A good thing for me in live play is that I don't really talk ever. I'm not playing in a casino to make friends.
talking can work for or against you. i am a talkative player.
sometimes when i am playing somewhere new i will totally play the part of the donk (godfather theory). some people think that's angle shooting, but i think it's fair.
i will ask some TOTAL newbie questions, and even fumble with my chips etc. and say stuff that is just inane (this comes easily to me) 🙂
and wait.
usually, there will be a table captain/bully who will exploit the donk (that's me) and i can turn around and felt him given the rights circs.
i model my play most closely on negreanu's who plays small ball and who does the talking game
i think my cop background (interviewing/interrogating) and my 2 yrs undercover and my acting experience make the talking shit a natural for ME. but i agree, for many players it is more likely to hurt them.

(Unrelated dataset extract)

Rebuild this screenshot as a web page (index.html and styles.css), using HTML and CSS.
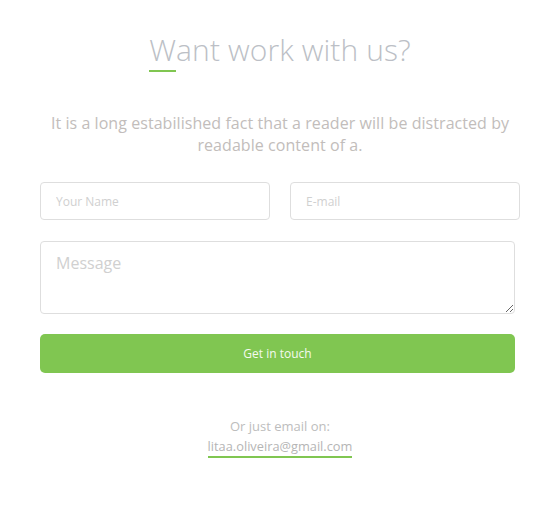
FILE: index.html
```html
<!DOCTYPE html>
<html>
<head>
<meta charset="utf-8">
<link rel="stylesheet" href="styles.css">
</head>
<body>
<section class="contact">
  <div class="heading"><h2 class="title">Want work with us?</h2></div>
  <p class="lead">It is a long estabilished fact that a reader will be distracted by readable content of a.</p>
  <form class="form">
    <div class="row">
      <input class="field" type="text" placeholder="Your Name">
      <input class="field" type="text" placeholder="E-mail">
    </div>
    <textarea class="message" placeholder="Message"></textarea>
    <button class="btn" type="button">Get in touch</button>
  </form>
  <div class="alt">
    <p class="alt-text">Or just email on:</p>
    <a class="mail" href="#">litaa.oliveira@gmail.com</a>
  </div>
</section>
</body>
</html>
```

FILE: styles.css
```css
* { box-sizing: border-box; }
body {
  margin: 0;
  background: #fff;
  font-family: "Open Sans", sans-serif;
}
.contact {
  width: 559px;
  padding: 30px 39px 0 40px;
  display: flex;
  flex-direction: column;
}
.heading {
  display: flex;
  justify-content: center;
}
.title {
  position: relative;
  margin: 0;
  font-weight: 300;
  font-size: 30px;
  letter-spacing: 0.1px;
  line-height: 40px;
  color: #bcbfc6;
}
.title::after {
  content: "";
  position: absolute;
  left: 0;
  top: 40px;
  width: 27px;
  height: 2px;
  background: #80c651;
}
.lead {
  margin: 42px 0 0;
  text-align: center;
  font-size: 16px;
  letter-spacing: 0.06px;
  line-height: 22px;
  color: #c2bdbb;
  padding: 0 8px;
}
.form {
  margin-top: 26px;
  display: flex;
  flex-direction: column;
}
.row {
  display: flex;
  gap: 20px;
}
.field {
  width: 230px;
  height: 38px;
  border: 1px solid #dedede;
  border-radius: 4px;
  padding: 0 15px;
  font-family: "Open Sans", sans-serif;
  font-size: 12px;
  color: #999;
  outline: none;
}
.field::placeholder, .message::placeholder { color: #d0d0d0; }
.message {
  margin-top: 21px;
  width: 475px;
  height: 73px;
  border: 1px solid #dedede;
  border-radius: 4px;
  padding: 10px 15px;
  font-family: "Open Sans", sans-serif;
  font-size: 16px;
  color: #999;
  outline: none;
  resize: vertical;
}
.btn {
  margin-top: 20px;
  width: 475px;
  height: 39px;
  border: none;
  border-radius: 5px;
  background: #80c651;
  color: #f4faef;
  font-family: "Open Sans", sans-serif;
  font-size: 12px;
}
.alt {
  margin-top: 42px;
  display: flex;
  flex-direction: column;
  align-items: center;
}
.alt-text {
  margin: 0;
  font-size: 13px;
  line-height: 22px;
  color: #bdbdbd;
}
.mail {
  font-size: 12.8px;
  line-height: 19px;
  color: #b5b5b5;
  text-decoration: none;
  border-bottom: 2px solid #80c651;
}
```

good police work is 90%+ communication skillz imo. it's a "people job"
that's why, when i am doing interviewing, i look for those skills (on oral board) vs. criminal justice degrees or other rubbish
show me a successful car salesman and he could be a great cop
or poker player
police work and poker are both games where game theory and operating under limited information framework, apply
short term, you can't be results oriented, you must be process oriented.
the right play in either game can lose big time. you can get sucked out on
that's life. it doesn't mean you made the wrong play. you made the right play, but it turned out wrong
The best session I ever had was on a cruise ship where they had this semi-electronic table thing. I had never seen that before, and didn't know how to work it when I sat down. I picked up quite a few hands early on that seemed to be because the other guys thought I didn't know poker.
So, out of newbie curiosity, what are the best online holdem sites remaining for Americans?
So if it's a game of skill, they can bring back internet poker now?